Creating a Delta Lake table with correct partitioning and then running maintenance jobs on a schedule is the minimum viable lakehouse operation:

from pyspark.sql import SparkSession
from delta.tables import DeltaTable
 
spark = SparkSession.builder \
    .appName("lakehouse-setup") \
    .config("spark.sql.extensions", "io.delta.sql.DeltaSparkSessionExtension") \
    .config("spark.sql.catalog.spark_catalog", "org.apache.spark.sql.delta.catalog.DeltaCatalog") \
    .getOrCreate()
 
# Create a partitioned Delta table on S3
spark.sql("""
    CREATE TABLE IF NOT EXISTS events (
        event_id    STRING NOT NULL,
        user_id     STRING,
        event_type  STRING,
        properties  MAP<STRING, STRING>,
        event_time  TIMESTAMP NOT NULL
    )
    USING DELTA
    PARTITIONED BY (DATE(event_time))
    LOCATION 's3://my-lakehouse/events/'
    TBLPROPERTIES (
        'delta.autoOptimize.optimizeWrite' = 'true',
        'delta.autoOptimize.autoCompact'   = 'true',
        'delta.logRetentionDuration'       = 'interval 30 days',
        'delta.deletedFileRetentionDuration' = 'interval 7 days'
    )
""")

Run compaction (OPTIMIZE) and cleanup (VACUUM) as a nightly Spark job after all streaming writes have completed for the day:

from delta.tables import DeltaTable
import datetime
 
dt = DeltaTable.forPath(spark, "s3://my-lakehouse/events/")
 
# Compact small files into ~256MB Parquet files within each partition.
# Z-ordering co-locates rows with the same user_id on disk — queries that
# filter on user_id then skip most file blocks via predicate pushdown.
dt.optimize() \
  .where(f"DATE(event_time) < '{datetime.date.today()}'") \
  .executeZOrderBy("user_id", "event_type")
 
# Remove files no longer referenced by any snapshot older than 7 days.
# The retention period must be >= delta.deletedFileRetentionDuration.
dt.vacuum(retentionHours=168)  # 7 days

autoOptimize.optimizeWrite coalesces task output before writing, reducing the number of small files created by streaming jobs without requiring a separate compaction step. Enable it on all streaming Delta tables.

Handling schema evolution

Delta Lake supports additive schema evolution automatically and non-additive changes (column drops, type changes) via explicit migration:

from pyspark.sql.types import StructType, StructField, StringType, TimestampType
 
# Adding a new column — safe, enabled with mergeSchema
new_events_df = spark.read.json("s3://raw/events/2024-03-15/")
 
new_events_df.write \
    .format("delta") \
    .mode("append") \
    .option("mergeSchema", "true") \
    .partitionBy("event_date") \
    .save("s3://my-lakehouse/events/")
 
# Renaming or dropping a column requires an explicit ALTER TABLE
spark.sql("""
    ALTER TABLE events
    RENAME COLUMN properies TO properties
""")
 
# Changing a column type requires overriding schema enforcement
spark.sql("""
    ALTER TABLE events
    ALTER COLUMN user_id TYPE BIGINT
""")

For pipelines reading Delta tables, always use spark.read.format("delta").load(path) rather than reading Parquet files directly — the Delta reader applies the current schema and handles column additions/removals in older files transparently.

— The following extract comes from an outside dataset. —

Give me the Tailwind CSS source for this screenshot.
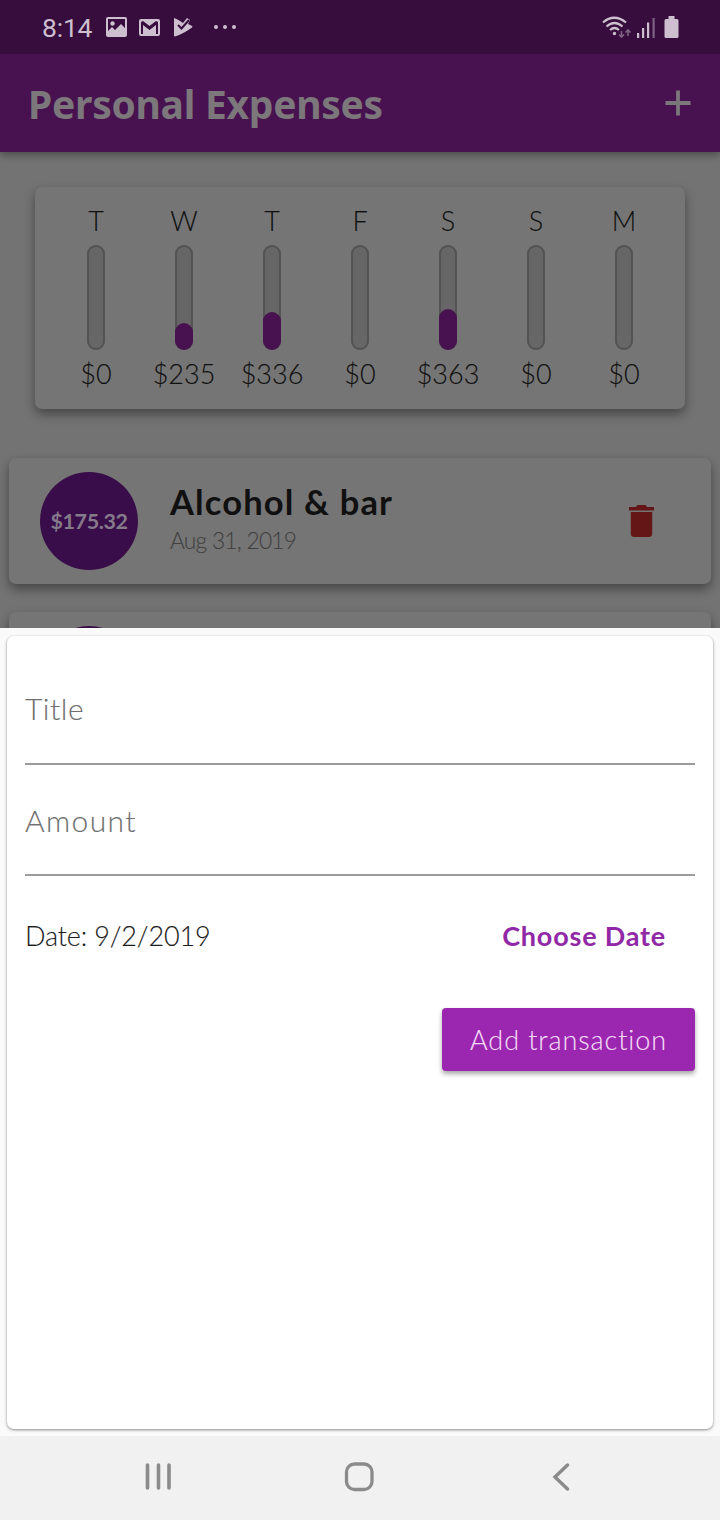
<!DOCTYPE html>
<html lang="en">
<head>
<meta charset="utf-8">
<title>Personal Expenses</title>
<script src="https://cdn.jsdelivr.net/npm/@tailwindcss/browser@4"></script>
</head>
<body class="w-[720px] h-[1520px] overflow-hidden bg-[#fafafa] font-['Lato',sans-serif] font-light">
<div class="flex h-[628px] flex-col overflow-hidden bg-[#737373]">
  <header class="relative shrink-0 shadow-[0_3px_8px_rgba(0,0,0,0.35)]">
    <div class="flex h-[54px] items-center bg-[#370d3d] pl-[42px] pr-[41px] text-[#cdbfcf]">
      <span class="w-[52px] whitespace-nowrap pt-0.5 font-['Roboto',sans-serif] text-[26.5px] font-normal leading-[30px] tracking-[-0.2px]">8:14</span>
      <svg class="ml-3 h-5 w-[21px]" viewBox="0 0 21 20"><rect x="1" y="1" width="19" height="18" rx="1" fill="none" stroke="currentColor" stroke-width="2"/><circle cx="6.500" cy="6.500" r="2.200" fill="currentColor"/><path d="M1 15l5-5 3 3 6-6 5 5v7H1z" fill="currentColor"/></svg>
      <svg class="ml-3 h-[17px] w-[21px]" viewBox="0 0 21 17"><path fill-rule="evenodd" fill="currentColor" d="M2 0h17a2 2 0 0 1 2 2v13a2 2 0 0 1-2 2H2a2 2 0 0 1-2-2V2a2 2 0 0 1 2-2zM2 3v12h2V6l6.500 5L17 6v9h2V3l-2-1-6.500 5L4 2z"/></svg>
      <svg class="ml-[14px] h-5 w-[19px]" viewBox="0 0 19 20"><path fill="currentColor" d="M0 1q3 1 6 3l3 2 4-5 3 2-2 4 4 2q1 .8 0 1.500Q9 17 1 19.500L0 19z"/><path d="M4 8l3.500 3.500L15 3" fill="none" stroke="#370d3d" stroke-width="2"/></svg>
      <svg class="ml-5 h-[6px] w-6" viewBox="0 0 24 6" fill="currentColor"><circle cx="3" cy="3" r="2"/><circle cx="12" cy="3" r="2"/><circle cx="21" cy="3" r="2"/></svg>
      <svg class="ml-auto h-[23px] w-[30px]" viewBox="0 0 30 23" fill="none" stroke="currentColor" stroke-width="2.200"><path d="M1 6.500q11-9.500 23 0M4.500 10.500q8-7 16 0M8 14q4.500-4 9 0"/><circle cx="12.500" cy="17.500" r="1.700" fill="currentColor" stroke="none"/><path stroke="#7e6283" stroke-width="1.600" d="M19.500 15v6M17 18.500l2.500 2.500 2.500-2.500M26 20v-6M23.500 16.500L26 14l2.500 2.500"/></svg>
      <svg class="ml-1 h-[21px] w-5" viewBox="0 0 20 21" fill="currentColor"><rect x="1" y="16" width="2.200" height="5"/><rect x="6" y="11" width="2.200" height="10"/><rect x="11" y="5.500" width="2.200" height="15.500"/><rect x="16.500" y="1" width="2.200" height="20" fill="#7e6283"/></svg>
      <svg class="ml-2 h-[22px] w-[15px]" viewBox="0 0 15 22" fill="currentColor"><path d="M4.500 0h6v3H13q1.500 0 1.500 1.500v16q0 1.500-1.500 1.500H2Q.5 22 .5 20.500v-16Q.5 3 2 3h2.500z"/></svg>
    </div>
    <div class="flex h-[98px] items-center justify-between bg-[#481150] pl-7 pr-[29px] text-[#7b777b]">
      <h1 class="whitespace-nowrap pt-0.5 font-['Noto_Sans',sans-serif] text-[39px] font-bold leading-[48px] tracking-[-0.27px]">Personal Expenses</h1>
      <svg class="h-[26px] w-[26px]" viewBox="0 0 26 26"><path d="M13 .5v25M.5 13h25" stroke="currentColor" stroke-width="3.800"/></svg>
    </div>
  </header>
  <section class="mx-[35px] mt-[35px] grid h-[222px] shrink-0 grid-cols-7 rounded-[7px] bg-[#757575] px-[17px] pt-[18px] text-[27px] leading-8 text-[#101010] shadow-[0_5px_11px_rgba(0,0,0,0.4)] [-webkit-text-stroke:0.12px]" id="chart"></section>
  <section class="mx-[9px] mt-[49px] flex h-[126px] shrink-0 items-center rounded-[7px] bg-[#757575] pl-[31px] pr-[57px] shadow-[0_5px_11px_rgba(0,0,0,0.4)]">
    <div class="flex h-[98px] w-[98px] items-center justify-center rounded-full bg-[#380d49] text-[21.5px] font-bold tracking-[-0.4px] text-[#857a89]">$175.32</div>
    <div class="ml-8 flex flex-col items-start whitespace-nowrap pb-[3px]">
      <h2 class="text-[34.5px] font-bold leading-[42px] tracking-[1.15px] text-[#101010]">Alcohol &amp; bar</h2>
      <p class="text-[22.75px] leading-9 tracking-[-0.75px] text-[#414141] [-webkit-text-stroke:0.1px]">Aug 31, 2019</p>
    </div>
    <svg class="ml-auto h-8 w-[25px]" viewBox="0 0 25 32" fill="#641616"><path d="M0 2h7l1.500-2h8L18 2h7v3.500H0zM1.800 7h21.400v21.500q0 3.500-3.500 3.500H5.300q-3.500 0-3.500-3.500z"/></svg>
  </section>
  <section class="mx-[9px] mt-7 h-[126px] shrink-0 rounded-[7px] bg-[#757575] pl-[31px] pt-[14px] shadow-[0_5px_11px_rgba(0,0,0,0.4)]"><div class="h-[98px] w-[98px] rounded-full bg-[#380d49]"></div></section>
</div>
<main class="h-[808px] bg-[#fafafa] px-[7px] pt-2">
  <form class="flex h-[793px] flex-col rounded-[7px] bg-white px-[18px] shadow-[0_1px_3px_rgba(0,0,0,0.45)]">
    <label class="flex h-[129px] items-start border-b-2 border-[#9b9b9b] pt-[54px] text-[30px] leading-9 tracking-[0.5px] text-[#6f6f6f] [-webkit-text-stroke:0.12px]">Title</label>
    <label class="flex h-[111px] items-start border-b-2 border-[#9b9b9b] pt-[37px] text-[30px] leading-9 tracking-[1.4px] text-[#6f6f6f] [-webkit-text-stroke:0.12px]">Amount</label>
    <div class="flex h-[120px] items-center justify-between pr-[29px] text-[27px] leading-8">
      <span class="tracking-[-0.15px] text-[#1c1c1c] [-webkit-text-stroke:0.12px]">Date: 9/2/2019</span>
      <button type="button" class="font-bold tracking-[0.8px] text-[#9128a6]">Choose Date</button>
    </div>
    <button type="button" class="mt-3 h-[63px] w-[253px] self-end rounded-[4px] bg-[#9b27b0] text-[27px] leading-8 tracking-[0.9px] text-[#f3dcf6] shadow-[0_3px_5px_rgba(0,0,0,0.35)] [-webkit-text-stroke:0.12px]">Add transaction</button>
  </form>
</main>
<nav class="flex h-[84px] items-center bg-[#f1f1f1] pb-[3px] text-[#8b8b8b]">
  <svg class="ml-[145px] h-[27px] w-[27px]" viewBox="0 0 27 27" stroke="currentColor" stroke-width="3.600" stroke-linecap="round"><path d="M2.500 2v23M13.500 2v23M24 2v23"/></svg>
  <svg class="ml-[172px] h-[30px] w-[30px]" viewBox="0 0 30 30" fill="none" stroke="currentColor" stroke-width="3.300"><rect x="2.500" y="2" width="25.500" height="25.500" rx="8"/></svg>
  <svg class="ml-[178px] h-[28px] w-[18px]" viewBox="0 0 18 28" fill="none" stroke="currentColor" stroke-width="3.400" stroke-linecap="round"><path d="M15.500 2L3 14l12.500 12"/></svg>
</nav>
<script>
  const days = [['T', 0, 0], ['W', 235, 27], ['T', 336, 38], ['F', 0, 0], ['S', 363, 41], ['S', 0, 0], ['M', 0, 0]];
  document.getElementById('chart').innerHTML = days.map(([day, spent, height]) => `
    <div class="flex flex-col items-center">
      <span>${day}</span>
      <div class="relative mt-2 flex h-[105px] w-[18px] items-end rounded-full bg-[#666]">
        <i class="absolute inset-0 rounded-full border-2 border-[#535353]"></i>
        <i class="relative block w-full rounded-full bg-[#481150]" style="height:${height}px"></i>
      </div>
      <span class="mt-2">$${spent}</span>
    </div>`).join('');
</script>
</body>
</html>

Z-ordering for query acceleration

Z-ordering rewrites files within a partition so that rows with similar values for the Z-order columns are stored in the same file blocks. Predicate pushdown then skips entire files whose block statistics show no matching values. The effect is most pronounced on high-cardinality columns that are frequently used in WHERE filters but are not the partition key:

# Z-order on user_id within each date partition.
# Before: a query for user_id = 'u123' scans all files in the partition.
# After: Parquet row-group statistics show min/max user_id per file block;
#        the engine skips ~95% of blocks for point-user queries.
 
dt.optimize() \
  .where("event_date >= '2024-01-01'") \
  .executeZOrderBy("user_id")
 
# Verify the improvement with Delta history
spark.sql("DESCRIBE HISTORY delta.`s3://my-lakehouse/events/`") \
     .select("version", "timestamp", "operation", "operationMetrics") \
     .show(truncate=False)

Z-ordering is CPU-intensive and rewrites data in place — run it on a schedule proportional to how often the data changes, not on every write. For append-only event tables, nightly Z-ordering on the previous day's partition is sufficient. For tables with frequent updates or deletes, Z-order weekly and rely on autoCompact to handle daily maintenance.